• _What you have to do_
Without the images, write out all of the following entries exactly.

━━━━━━━━━━━━━━━━

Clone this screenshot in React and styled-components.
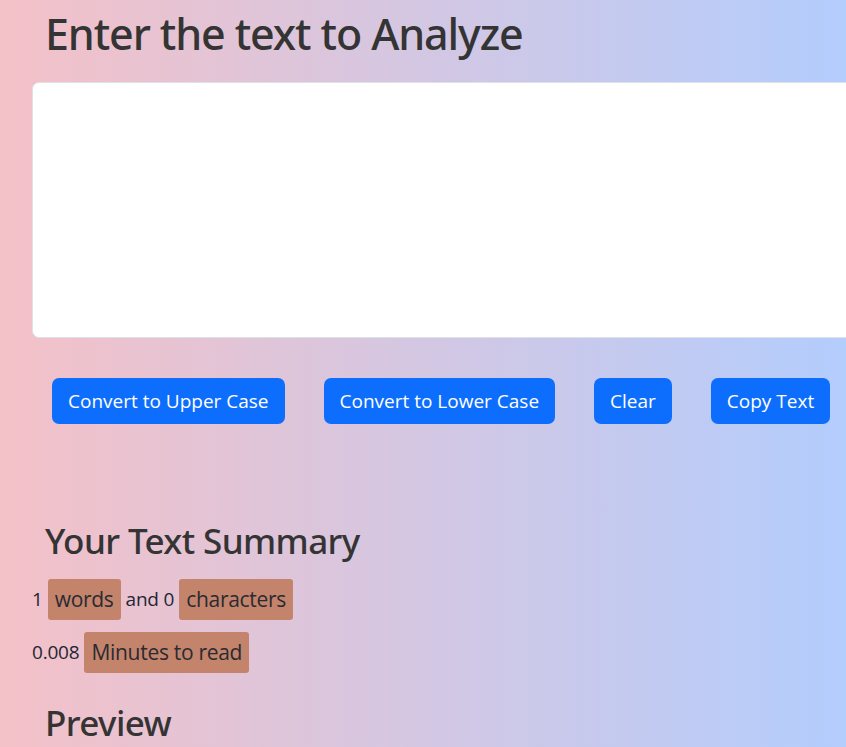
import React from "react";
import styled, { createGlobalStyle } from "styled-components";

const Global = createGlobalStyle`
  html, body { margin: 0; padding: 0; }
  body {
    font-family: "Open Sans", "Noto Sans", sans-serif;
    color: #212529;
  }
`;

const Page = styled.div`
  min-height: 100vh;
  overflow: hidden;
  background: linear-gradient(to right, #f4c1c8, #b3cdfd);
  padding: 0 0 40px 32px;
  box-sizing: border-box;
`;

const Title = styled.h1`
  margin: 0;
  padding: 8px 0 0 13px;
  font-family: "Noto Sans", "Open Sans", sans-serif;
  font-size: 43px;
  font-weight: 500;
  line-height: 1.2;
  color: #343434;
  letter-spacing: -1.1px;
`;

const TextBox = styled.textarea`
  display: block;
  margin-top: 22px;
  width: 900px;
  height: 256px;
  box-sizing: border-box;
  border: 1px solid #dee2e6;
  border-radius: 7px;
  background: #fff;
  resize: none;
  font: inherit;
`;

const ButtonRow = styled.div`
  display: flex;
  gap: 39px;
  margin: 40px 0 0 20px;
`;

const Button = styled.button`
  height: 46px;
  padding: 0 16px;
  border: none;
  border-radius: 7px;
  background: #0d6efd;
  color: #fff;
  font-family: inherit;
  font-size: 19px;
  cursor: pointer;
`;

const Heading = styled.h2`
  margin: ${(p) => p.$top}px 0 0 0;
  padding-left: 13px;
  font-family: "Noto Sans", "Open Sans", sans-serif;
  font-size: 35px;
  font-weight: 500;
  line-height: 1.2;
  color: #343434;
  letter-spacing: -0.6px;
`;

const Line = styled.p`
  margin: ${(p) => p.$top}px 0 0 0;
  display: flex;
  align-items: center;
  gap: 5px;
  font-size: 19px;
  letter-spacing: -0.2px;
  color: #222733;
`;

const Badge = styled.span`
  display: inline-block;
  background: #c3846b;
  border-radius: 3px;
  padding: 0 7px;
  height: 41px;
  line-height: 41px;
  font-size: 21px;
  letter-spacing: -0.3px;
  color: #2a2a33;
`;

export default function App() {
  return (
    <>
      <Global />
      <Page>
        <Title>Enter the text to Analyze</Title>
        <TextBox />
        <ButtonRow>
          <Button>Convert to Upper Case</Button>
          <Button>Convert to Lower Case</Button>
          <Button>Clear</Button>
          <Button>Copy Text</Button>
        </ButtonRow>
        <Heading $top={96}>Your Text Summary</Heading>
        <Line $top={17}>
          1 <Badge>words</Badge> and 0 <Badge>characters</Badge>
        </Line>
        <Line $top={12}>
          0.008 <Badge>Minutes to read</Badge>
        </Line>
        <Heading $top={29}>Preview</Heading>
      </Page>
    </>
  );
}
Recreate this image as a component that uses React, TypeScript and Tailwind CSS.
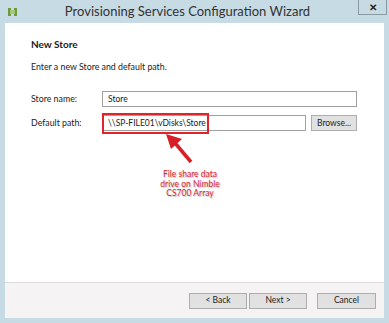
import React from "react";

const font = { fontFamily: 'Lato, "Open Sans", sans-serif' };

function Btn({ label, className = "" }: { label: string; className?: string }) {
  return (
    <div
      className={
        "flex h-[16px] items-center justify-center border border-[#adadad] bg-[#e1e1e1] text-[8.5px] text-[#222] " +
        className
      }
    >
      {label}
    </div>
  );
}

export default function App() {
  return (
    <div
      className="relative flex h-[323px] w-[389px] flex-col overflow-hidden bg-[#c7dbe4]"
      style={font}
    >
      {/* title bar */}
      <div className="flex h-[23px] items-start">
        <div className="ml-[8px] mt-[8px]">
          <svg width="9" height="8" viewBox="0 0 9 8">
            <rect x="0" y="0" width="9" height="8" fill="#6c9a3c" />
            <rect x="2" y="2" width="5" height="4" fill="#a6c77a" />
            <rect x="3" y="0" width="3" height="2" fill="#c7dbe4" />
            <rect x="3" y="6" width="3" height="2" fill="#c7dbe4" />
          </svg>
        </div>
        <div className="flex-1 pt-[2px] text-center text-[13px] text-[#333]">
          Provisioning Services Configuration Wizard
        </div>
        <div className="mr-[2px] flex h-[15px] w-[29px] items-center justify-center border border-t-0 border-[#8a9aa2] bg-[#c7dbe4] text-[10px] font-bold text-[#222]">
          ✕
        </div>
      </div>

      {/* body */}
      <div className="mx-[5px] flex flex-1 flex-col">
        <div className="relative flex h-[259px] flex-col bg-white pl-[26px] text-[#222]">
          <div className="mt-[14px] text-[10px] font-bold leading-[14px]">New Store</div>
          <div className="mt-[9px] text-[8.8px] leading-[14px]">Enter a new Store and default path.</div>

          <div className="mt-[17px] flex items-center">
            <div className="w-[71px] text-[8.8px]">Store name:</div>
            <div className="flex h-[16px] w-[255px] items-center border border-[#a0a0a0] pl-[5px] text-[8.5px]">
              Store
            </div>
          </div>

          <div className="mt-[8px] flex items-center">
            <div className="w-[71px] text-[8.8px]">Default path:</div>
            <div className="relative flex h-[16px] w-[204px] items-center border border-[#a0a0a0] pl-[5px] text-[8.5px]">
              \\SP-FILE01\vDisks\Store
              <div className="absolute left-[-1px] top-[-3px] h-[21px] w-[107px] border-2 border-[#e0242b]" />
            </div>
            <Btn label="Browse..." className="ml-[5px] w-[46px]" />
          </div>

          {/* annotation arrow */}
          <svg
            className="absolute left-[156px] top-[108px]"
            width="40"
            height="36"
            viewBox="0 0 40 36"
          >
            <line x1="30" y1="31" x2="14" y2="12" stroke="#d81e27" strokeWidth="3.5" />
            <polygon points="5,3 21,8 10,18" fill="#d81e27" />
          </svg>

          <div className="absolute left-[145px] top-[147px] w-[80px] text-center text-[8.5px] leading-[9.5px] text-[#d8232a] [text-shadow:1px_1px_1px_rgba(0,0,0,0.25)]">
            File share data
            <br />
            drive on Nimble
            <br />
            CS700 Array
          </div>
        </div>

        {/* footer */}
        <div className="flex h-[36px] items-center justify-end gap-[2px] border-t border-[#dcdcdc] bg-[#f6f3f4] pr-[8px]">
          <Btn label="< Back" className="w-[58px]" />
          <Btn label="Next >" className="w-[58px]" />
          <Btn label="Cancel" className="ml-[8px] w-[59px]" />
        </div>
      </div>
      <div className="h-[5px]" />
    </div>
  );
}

━━━━━━━━━━━━━━━━

• _Exercise result_
Clone this screenshot in React and styled-components.
import React from "react";
import styled, { createGlobalStyle } from "styled-components";

const Global = createGlobalStyle`
  html, body { margin: 0; padding: 0; }
  body {
    font-family: "Open Sans", "Noto Sans", sans-serif;
    color: #212529;
  }
`;

const Page = styled.div`
  min-height: 100vh;
  overflow: hidden;
  background: linear-gradient(to right, #f4c1c8, #b3cdfd);
  padding: 0 0 40px 32px;
  box-sizing: border-box;
`;

const Title = styled.h1`
  margin: 0;
  padding: 8px 0 0 13px;
  font-family: "Noto Sans", "Open Sans", sans-serif;
  font-size: 43px;
  font-weight: 500;
  line-height: 1.2;
  color: #343434;
  letter-spacing: -1.1px;
`;

const TextBox = styled.textarea`
  display: block;
  margin-top: 22px;
  width: 900px;
  height: 256px;
  box-sizing: border-box;
  border: 1px solid #dee2e6;
  border-radius: 7px;
  background: #fff;
  resize: none;
  font: inherit;
`;

const ButtonRow = styled.div`
  display: flex;
  gap: 39px;
  margin: 40px 0 0 20px;
`;

const Button = styled.button`
  height: 46px;
  padding: 0 16px;
  border: none;
  border-radius: 7px;
  background: #0d6efd;
  color: #fff;
  font-family: inherit;
  font-size: 19px;
  cursor: pointer;
`;

const Heading = styled.h2`
  margin: ${(p) => p.$top}px 0 0 0;
  padding-left: 13px;
  font-family: "Noto Sans", "Open Sans", sans-serif;
  font-size: 35px;
  font-weight: 500;
  line-height: 1.2;
  color: #343434;
  letter-spacing: -0.6px;
`;

const Line = styled.p`
  margin: ${(p) => p.$top}px 0 0 0;
  display: flex;
  align-items: center;
  gap: 5px;
  font-size: 19px;
  letter-spacing: -0.2px;
  color: #222733;
`;

const Badge = styled.span`
  display: inline-block;
  background: #c3846b;
  border-radius: 3px;
  padding: 0 7px;
  height: 41px;
  line-height: 41px;
  font-size: 21px;
  letter-spacing: -0.3px;
  color: #2a2a33;
`;

export default function App() {
  return (
    <>
      <Global />
      <Page>
        <Title>Enter the text to Analyze</Title>
        <TextBox />
        <ButtonRow>
          <Button>Convert to Upper Case</Button>
          <Button>Convert to Lower Case</Button>
          <Button>Clear</Button>
          <Button>Copy Text</Button>
        </ButtonRow>
        <Heading $top={96}>Your Text Summary</Heading>
        <Line $top={17}>
          1 <Badge>words</Badge> and 0 <Badge>characters</Badge>
        </Line>
        <Line $top={12}>
          0.008 <Badge>Minutes to read</Badge>
        </Line>
        <Heading $top={29}>Preview</Heading>
      </Page>
    </>
  );
}
Recreate this image as a component that uses React, TypeScript and Tailwind CSS.
import React from "react";

const font = { fontFamily: 'Lato, "Open Sans", sans-serif' };

function Btn({ label, className = "" }: { label: string; className?: string }) {
  return (
    <div
      className={
        "flex h-[16px] items-center justify-center border border-[#adadad] bg-[#e1e1e1] text-[8.5px] text-[#222] " +
        className
      }
    >
      {label}
    </div>
  );
}

export default function App() {
  return (
    <div
      className="relative flex h-[323px] w-[389px] flex-col overflow-hidden bg-[#c7dbe4]"
      style={font}
    >
      {/* title bar */}
      <div className="flex h-[23px] items-start">
        <div className="ml-[8px] mt-[8px]">
          <svg width="9" height="8" viewBox="0 0 9 8">
            <rect x="0" y="0" width="9" height="8" fill="#6c9a3c" />
            <rect x="2" y="2" width="5" height="4" fill="#a6c77a" />
            <rect x="3" y="0" width="3" height="2" fill="#c7dbe4" />
            <rect x="3" y="6" width="3" height="2" fill="#c7dbe4" />
          </svg>
        </div>
        <div className="flex-1 pt-[2px] text-center text-[13px] text-[#333]">
          Provisioning Services Configuration Wizard
        </div>
        <div className="mr-[2px] flex h-[15px] w-[29px] items-center justify-center border border-t-0 border-[#8a9aa2] bg-[#c7dbe4] text-[10px] font-bold text-[#222]">
          ✕
        </div>
      </div>

      {/* body */}
      <div className="mx-[5px] flex flex-1 flex-col">
        <div className="relative flex h-[259px] flex-col bg-white pl-[26px] text-[#222]">
          <div className="mt-[14px] text-[10px] font-bold leading-[14px]">New Store</div>
          <div className="mt-[9px] text-[8.8px] leading-[14px]">Enter a new Store and default path.</div>

          <div className="mt-[17px] flex items-center">
            <div className="w-[71px] text-[8.8px]">Store name:</div>
            <div className="flex h-[16px] w-[255px] items-center border border-[#a0a0a0] pl-[5px] text-[8.5px]">
              Store
            </div>
          </div>

          <div className="mt-[8px] flex items-center">
            <div className="w-[71px] text-[8.8px]">Default path:</div>
            <div className="relative flex h-[16px] w-[204px] items-center border border-[#a0a0a0] pl-[5px] text-[8.5px]">
              \\SP-FILE01\vDisks\Store
              <div className="absolute left-[-1px] top-[-3px] h-[21px] w-[107px] border-2 border-[#e0242b]" />
            </div>
            <Btn label="Browse..." className="ml-[5px] w-[46px]" />
          </div>

          {/* annotation arrow */}
          <svg
            className="absolute left-[156px] top-[108px]"
            width="40"
            height="36"
            viewBox="0 0 40 36"
          >
            <line x1="30" y1="31" x2="14" y2="12" stroke="#d81e27" strokeWidth="3.5" />
            <polygon points="5,3 21,8 10,18" fill="#d81e27" />
          </svg>

          <div className="absolute left-[145px] top-[147px] w-[80px] text-center text-[8.5px] leading-[9.5px] text-[#d8232a] [text-shadow:1px_1px_1px_rgba(0,0,0,0.25)]">
            File share data
            <br />
            drive on Nimble
            <br />
            CS700 Array
          </div>
        </div>

        {/* footer */}
        <div className="flex h-[36px] items-center justify-end gap-[2px] border-t border-[#dcdcdc] bg-[#f6f3f4] pr-[8px]">
          <Btn label="< Back" className="w-[58px]" />
          <Btn label="Next >" className="w-[58px]" />
          <Btn label="Cancel" className="ml-[8px] w-[59px]" />
        </div>
      </div>
      <div className="h-[5px]" />
    </div>
  );
}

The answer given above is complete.